Das Kernthema aber, der geplante Solidaritätsfonds, dessen Gesetzestext 61 Seiten umfasst, ist immer noch vage. Die große Frage ist: Wird das Land mit dem Solidaritätsfonds überhaupt genug Geld einsammeln können, um auf die Zwangsabgabe auf Bankkonten zu verzichten? Wie viel ist in den Rentenkassen, wie viel sind die staatlichen und halbstaatlichen Einrichtungen, die in dem Fonds zusammengefasst werden sollen überhaupt wert und wie groß wird die Nachfrage nach den Anleihen sein? Nicht einmal der Beitrag der orthodoxen Kirche von Zypern lässt sich beziffern.

Lässt sich die Troika auf die Idee eines Solidarfonds ein?

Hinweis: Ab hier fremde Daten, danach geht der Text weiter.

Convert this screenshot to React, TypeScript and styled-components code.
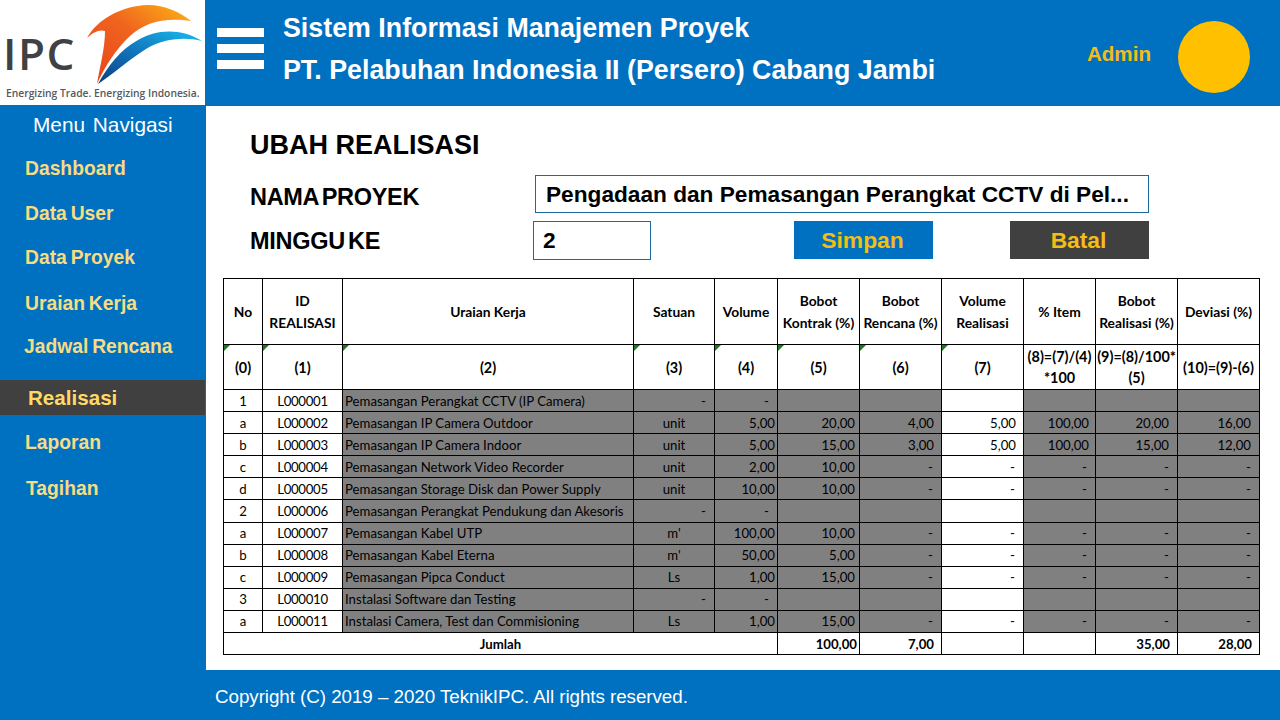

Aber selbst wenn die Kirche ihren Besitz verpfänden und das zyprische Tafelsilber ausreichen sollte, um den von der Troika geforderten Anteil von sieben Milliarden Euro aufzubringen, ist noch lange nicht sicher, dass die Geldgeber von EZB, EU und IWF dieser Lösung zustimmen werden. Denn wenn Zypern keine der Bedingungen erfüllt und mit einer eigenen Lösung durchkommt, würde die Troika viel von ihrer Macht einbüßen und bei Verhandlungen mit anderen Krisenländern vielleicht erneut nachgeben müssen.

Die meisten Demonstranten waren schon nach Hause gegangen, bevor die Parlamentssitzung begonnen hatte. Am Freitagmorgen werden sie wieder da sein und den Abgeordneten ihre Plakate entgegenstrecken: "Es ist besser stehend zu sterben, als auf Knien zu leben."